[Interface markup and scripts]
## BEGIN

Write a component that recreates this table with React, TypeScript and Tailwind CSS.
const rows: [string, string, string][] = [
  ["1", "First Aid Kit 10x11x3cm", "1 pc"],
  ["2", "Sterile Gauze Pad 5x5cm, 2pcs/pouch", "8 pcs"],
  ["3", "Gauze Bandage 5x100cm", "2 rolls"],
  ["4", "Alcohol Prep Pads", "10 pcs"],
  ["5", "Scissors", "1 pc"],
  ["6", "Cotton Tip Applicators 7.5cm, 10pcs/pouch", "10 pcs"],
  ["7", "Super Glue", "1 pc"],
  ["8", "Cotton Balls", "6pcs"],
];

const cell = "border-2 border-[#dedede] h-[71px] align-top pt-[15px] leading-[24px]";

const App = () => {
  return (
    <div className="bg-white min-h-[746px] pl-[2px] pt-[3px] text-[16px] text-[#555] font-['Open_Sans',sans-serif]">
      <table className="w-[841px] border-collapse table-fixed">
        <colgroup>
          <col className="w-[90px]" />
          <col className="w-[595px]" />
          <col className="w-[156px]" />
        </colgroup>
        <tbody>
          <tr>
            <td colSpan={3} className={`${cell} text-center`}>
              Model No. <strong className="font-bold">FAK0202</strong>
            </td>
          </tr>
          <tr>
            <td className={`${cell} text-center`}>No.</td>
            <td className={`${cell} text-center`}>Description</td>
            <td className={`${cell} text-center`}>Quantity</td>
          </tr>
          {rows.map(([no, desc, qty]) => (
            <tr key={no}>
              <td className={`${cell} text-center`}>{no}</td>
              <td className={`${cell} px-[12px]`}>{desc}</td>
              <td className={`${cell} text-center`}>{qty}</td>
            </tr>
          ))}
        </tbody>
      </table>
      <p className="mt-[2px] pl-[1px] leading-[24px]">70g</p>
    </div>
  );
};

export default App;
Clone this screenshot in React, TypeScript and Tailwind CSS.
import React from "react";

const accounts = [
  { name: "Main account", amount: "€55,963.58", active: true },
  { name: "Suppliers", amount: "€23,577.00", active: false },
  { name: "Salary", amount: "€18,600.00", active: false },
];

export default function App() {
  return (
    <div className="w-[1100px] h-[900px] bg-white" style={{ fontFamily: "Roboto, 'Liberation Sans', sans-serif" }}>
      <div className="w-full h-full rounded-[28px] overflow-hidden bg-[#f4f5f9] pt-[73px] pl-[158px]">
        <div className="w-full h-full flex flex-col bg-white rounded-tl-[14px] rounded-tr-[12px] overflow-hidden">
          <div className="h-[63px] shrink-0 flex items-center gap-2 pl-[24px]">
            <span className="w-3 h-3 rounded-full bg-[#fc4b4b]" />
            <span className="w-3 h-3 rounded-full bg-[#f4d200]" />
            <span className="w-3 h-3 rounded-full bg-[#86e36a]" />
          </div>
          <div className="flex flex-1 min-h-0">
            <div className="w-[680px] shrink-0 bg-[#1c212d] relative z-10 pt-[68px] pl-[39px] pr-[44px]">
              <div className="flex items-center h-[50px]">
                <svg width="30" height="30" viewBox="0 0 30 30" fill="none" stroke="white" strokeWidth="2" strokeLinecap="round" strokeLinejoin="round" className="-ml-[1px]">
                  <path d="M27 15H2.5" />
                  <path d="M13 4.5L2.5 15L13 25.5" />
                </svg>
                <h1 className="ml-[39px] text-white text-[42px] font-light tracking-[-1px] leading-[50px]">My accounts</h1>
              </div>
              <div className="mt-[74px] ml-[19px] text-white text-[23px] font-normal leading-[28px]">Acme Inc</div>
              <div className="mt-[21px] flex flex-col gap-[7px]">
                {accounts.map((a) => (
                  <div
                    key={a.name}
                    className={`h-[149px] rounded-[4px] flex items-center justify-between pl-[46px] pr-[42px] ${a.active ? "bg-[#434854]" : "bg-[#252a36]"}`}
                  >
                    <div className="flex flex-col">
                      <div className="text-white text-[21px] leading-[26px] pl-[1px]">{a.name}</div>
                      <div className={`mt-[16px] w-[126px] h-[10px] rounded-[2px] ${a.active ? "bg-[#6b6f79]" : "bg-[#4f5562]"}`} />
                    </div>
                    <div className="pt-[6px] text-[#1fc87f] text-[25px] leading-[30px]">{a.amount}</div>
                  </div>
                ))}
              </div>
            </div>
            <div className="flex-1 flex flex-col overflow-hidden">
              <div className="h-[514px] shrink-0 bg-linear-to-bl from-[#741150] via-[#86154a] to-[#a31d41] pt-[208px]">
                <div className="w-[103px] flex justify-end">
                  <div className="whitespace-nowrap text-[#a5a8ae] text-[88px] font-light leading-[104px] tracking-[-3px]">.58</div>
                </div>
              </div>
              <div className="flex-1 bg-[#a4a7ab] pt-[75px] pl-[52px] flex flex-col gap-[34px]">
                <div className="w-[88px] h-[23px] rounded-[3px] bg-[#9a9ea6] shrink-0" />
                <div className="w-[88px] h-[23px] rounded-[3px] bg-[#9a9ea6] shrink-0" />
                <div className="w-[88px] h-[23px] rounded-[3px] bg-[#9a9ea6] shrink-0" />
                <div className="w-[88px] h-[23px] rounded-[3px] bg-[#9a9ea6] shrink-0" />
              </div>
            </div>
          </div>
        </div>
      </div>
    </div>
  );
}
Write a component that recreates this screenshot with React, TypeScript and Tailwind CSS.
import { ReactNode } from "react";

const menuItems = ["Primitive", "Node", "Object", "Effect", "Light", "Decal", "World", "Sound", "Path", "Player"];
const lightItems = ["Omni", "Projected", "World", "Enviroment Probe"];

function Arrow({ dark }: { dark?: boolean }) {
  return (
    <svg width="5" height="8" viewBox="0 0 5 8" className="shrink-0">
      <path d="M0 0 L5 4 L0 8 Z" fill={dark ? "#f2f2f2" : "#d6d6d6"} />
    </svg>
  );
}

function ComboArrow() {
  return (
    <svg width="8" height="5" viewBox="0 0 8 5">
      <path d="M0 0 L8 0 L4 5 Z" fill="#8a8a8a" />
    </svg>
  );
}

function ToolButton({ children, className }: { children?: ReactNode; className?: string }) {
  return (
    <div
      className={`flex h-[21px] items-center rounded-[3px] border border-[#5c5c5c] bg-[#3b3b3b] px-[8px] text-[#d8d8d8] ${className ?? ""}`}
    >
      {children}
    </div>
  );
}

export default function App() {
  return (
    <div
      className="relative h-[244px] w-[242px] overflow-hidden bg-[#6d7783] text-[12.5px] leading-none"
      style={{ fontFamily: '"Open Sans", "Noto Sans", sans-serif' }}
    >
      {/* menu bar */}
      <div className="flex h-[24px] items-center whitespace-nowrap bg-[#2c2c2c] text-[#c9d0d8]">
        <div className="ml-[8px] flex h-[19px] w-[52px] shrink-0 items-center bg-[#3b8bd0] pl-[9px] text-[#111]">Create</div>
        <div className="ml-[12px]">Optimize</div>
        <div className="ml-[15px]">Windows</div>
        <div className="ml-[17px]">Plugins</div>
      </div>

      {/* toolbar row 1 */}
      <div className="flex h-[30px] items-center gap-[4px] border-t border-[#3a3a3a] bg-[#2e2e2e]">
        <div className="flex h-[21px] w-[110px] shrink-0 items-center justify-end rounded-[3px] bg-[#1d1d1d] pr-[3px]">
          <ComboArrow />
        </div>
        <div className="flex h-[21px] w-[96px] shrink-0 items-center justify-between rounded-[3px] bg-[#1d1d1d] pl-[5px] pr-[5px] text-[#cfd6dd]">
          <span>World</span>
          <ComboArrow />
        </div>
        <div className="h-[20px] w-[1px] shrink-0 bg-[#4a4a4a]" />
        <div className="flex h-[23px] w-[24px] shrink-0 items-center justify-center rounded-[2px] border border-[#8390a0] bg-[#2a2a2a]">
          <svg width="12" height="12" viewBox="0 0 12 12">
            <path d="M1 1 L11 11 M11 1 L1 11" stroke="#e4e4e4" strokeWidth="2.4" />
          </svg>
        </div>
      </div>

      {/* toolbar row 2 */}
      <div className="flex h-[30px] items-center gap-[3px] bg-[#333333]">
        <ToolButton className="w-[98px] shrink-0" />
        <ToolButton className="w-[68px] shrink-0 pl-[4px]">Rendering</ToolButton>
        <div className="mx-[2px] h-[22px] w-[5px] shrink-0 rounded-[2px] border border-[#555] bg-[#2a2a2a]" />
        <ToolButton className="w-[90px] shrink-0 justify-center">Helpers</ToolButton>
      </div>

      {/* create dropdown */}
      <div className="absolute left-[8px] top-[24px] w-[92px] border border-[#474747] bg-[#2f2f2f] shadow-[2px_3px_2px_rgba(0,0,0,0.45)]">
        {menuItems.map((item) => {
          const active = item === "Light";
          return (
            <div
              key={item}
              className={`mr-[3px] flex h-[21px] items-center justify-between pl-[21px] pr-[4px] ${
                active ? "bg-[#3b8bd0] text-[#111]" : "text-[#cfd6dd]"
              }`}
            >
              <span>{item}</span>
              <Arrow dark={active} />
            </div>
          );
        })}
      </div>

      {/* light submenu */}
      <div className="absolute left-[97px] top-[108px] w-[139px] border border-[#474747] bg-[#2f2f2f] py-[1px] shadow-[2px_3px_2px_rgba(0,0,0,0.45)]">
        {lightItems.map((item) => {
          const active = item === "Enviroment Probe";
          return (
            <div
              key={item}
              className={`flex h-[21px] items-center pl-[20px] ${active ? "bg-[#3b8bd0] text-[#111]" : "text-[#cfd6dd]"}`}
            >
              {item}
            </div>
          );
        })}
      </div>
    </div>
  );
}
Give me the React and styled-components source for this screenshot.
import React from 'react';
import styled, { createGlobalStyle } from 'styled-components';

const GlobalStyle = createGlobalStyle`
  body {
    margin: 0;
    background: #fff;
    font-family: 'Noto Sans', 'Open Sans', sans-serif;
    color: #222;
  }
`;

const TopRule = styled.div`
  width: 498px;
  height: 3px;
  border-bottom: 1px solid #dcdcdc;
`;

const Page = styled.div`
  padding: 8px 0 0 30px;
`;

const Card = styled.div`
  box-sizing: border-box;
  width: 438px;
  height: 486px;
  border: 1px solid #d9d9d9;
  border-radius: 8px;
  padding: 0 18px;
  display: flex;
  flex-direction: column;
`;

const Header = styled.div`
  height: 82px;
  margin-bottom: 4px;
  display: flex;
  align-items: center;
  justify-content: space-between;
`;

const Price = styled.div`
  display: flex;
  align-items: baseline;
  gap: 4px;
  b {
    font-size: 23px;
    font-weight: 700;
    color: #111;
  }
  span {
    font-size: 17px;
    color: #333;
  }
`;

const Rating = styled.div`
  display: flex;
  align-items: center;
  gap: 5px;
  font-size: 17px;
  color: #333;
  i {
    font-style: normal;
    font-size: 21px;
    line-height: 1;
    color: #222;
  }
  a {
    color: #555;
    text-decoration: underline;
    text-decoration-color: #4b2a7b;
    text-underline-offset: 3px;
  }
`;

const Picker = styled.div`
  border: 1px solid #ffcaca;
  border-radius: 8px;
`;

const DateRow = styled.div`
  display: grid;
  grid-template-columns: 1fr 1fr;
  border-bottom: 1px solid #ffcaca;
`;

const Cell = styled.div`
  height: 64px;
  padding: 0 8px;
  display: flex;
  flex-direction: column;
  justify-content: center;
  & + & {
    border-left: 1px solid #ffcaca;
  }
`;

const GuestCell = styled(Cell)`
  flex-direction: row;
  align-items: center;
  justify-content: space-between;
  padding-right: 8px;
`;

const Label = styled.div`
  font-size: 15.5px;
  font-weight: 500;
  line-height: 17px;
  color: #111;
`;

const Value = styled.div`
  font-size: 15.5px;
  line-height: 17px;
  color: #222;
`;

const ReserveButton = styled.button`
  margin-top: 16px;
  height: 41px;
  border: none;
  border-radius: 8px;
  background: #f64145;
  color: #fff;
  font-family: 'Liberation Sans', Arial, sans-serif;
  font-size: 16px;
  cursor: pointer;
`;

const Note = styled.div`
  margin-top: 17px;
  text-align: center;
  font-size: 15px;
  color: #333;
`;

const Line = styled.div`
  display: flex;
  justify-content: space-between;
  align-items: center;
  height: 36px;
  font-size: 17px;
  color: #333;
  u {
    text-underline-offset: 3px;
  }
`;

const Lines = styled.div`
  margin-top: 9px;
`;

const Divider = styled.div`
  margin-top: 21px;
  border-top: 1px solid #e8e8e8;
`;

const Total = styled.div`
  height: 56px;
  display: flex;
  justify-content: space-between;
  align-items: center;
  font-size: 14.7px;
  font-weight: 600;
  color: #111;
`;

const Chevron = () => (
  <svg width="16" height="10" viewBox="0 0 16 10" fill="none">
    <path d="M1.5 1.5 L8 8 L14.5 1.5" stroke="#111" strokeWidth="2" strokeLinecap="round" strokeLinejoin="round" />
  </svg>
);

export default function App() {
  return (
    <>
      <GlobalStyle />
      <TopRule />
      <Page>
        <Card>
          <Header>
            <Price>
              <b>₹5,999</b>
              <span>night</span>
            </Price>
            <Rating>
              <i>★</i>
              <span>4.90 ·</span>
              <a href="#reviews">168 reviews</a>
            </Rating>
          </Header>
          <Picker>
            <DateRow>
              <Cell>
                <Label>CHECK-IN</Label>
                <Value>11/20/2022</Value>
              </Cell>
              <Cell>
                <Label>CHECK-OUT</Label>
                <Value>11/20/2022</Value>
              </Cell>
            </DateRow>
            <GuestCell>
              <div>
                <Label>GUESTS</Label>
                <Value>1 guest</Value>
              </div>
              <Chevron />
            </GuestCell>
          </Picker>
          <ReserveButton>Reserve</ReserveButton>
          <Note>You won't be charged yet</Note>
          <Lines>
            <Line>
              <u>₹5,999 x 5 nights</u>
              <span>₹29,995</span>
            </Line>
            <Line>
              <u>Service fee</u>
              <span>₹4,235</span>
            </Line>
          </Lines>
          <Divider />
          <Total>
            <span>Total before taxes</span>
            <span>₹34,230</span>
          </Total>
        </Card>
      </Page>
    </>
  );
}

## END

#### Given exercise
Quote, with nothing altered, all lines from the start of the entries to the line that carries "border-[#dedede] h-[71px] align-top", inclusive.

#### Result of this exercise
Write a component that recreates this table with React, TypeScript and Tailwind CSS.
const rows: [string, string, string][] = [
  ["1", "First Aid Kit 10x11x3cm", "1 pc"],
  ["2", "Sterile Gauze Pad 5x5cm, 2pcs/pouch", "8 pcs"],
  ["3", "Gauze Bandage 5x100cm", "2 rolls"],
  ["4", "Alcohol Prep Pads", "10 pcs"],
  ["5", "Scissors", "1 pc"],
  ["6", "Cotton Tip Applicators 7.5cm, 10pcs/pouch", "10 pcs"],
  ["7", "Super Glue", "1 pc"],
  ["8", "Cotton Balls", "6pcs"],
];

const cell = "border-2 border-[#dedede] h-[71px] align-top pt-[15px] leading-[24px]";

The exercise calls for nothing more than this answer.